Another factor is Total Supply, referring to the total amount of tokens in circulation. When the Total Supply increases (because new tokens are created), the value of each token will decrease if the demand is unchanged. This is called inflation.

A ‘Play-to-Earn game will attract many different types of player:

For simplicity sake, let’s categorise these groups into value injectors and value extractors.

Value injectors are gamers who want to spend their real-life money (FIAT) to buy things in the game. This can be anything from cosmetics, to unlocking restricted access, etc… In order to do so, they will exchange their FIAT to crypto (ETH/MATIC/etc…) and then they will trade that crypto (which has real-world demand and value) for the game crypto (which only has value in the game). This creates a demand pressure for the game token. With their newly bought game crypto, the player then buys some cosmetics from the game marketplace. Their tokens are then either burnt, or they are reverted back into a company owned wallet. Either way, this action reduces the total supply of the token, which is healthy for the economy as it increases the value of the tokens remaining in circulation.

Value extractors, on the other hand, are not the ones who bring their FIAT currency into the game economy. On the contrary, they are the ones who want to turn their game crypto into FIAT currency. They’ll play the game, investing as little as possible, and be rewarded game tokens in exchange for their time playing. They will then send the game tokens out of the ecosystem to a secondary marketplace, where they will sell it to the highest bidder for other crypto (ETH/MATIC/etc…). This creates a supply pressure for the game token.
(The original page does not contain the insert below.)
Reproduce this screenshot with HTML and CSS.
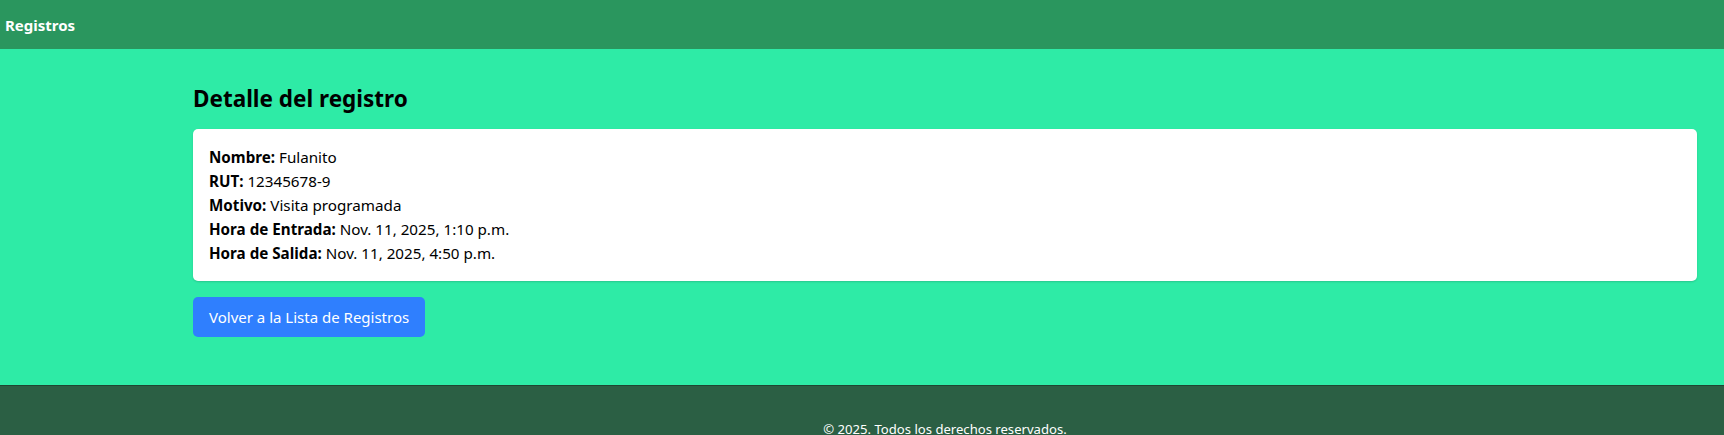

'Play-to-Earn’ game economies are a zero-sum game. This means that for every person wanting to sell a game crypto token, there has to be another person wanting to buy that token. When a game isn’t fun, it will fail to attract value injectors. An economy that only has value extractors is an economy that is doomed to fail. Conclusion: Creating a game that is fun to play is absolutely crucial to the long-term success of a ‘Play-to-Earn’ game. An economy will never be self-sustainable without a healthy balance of value injectors and value extractors.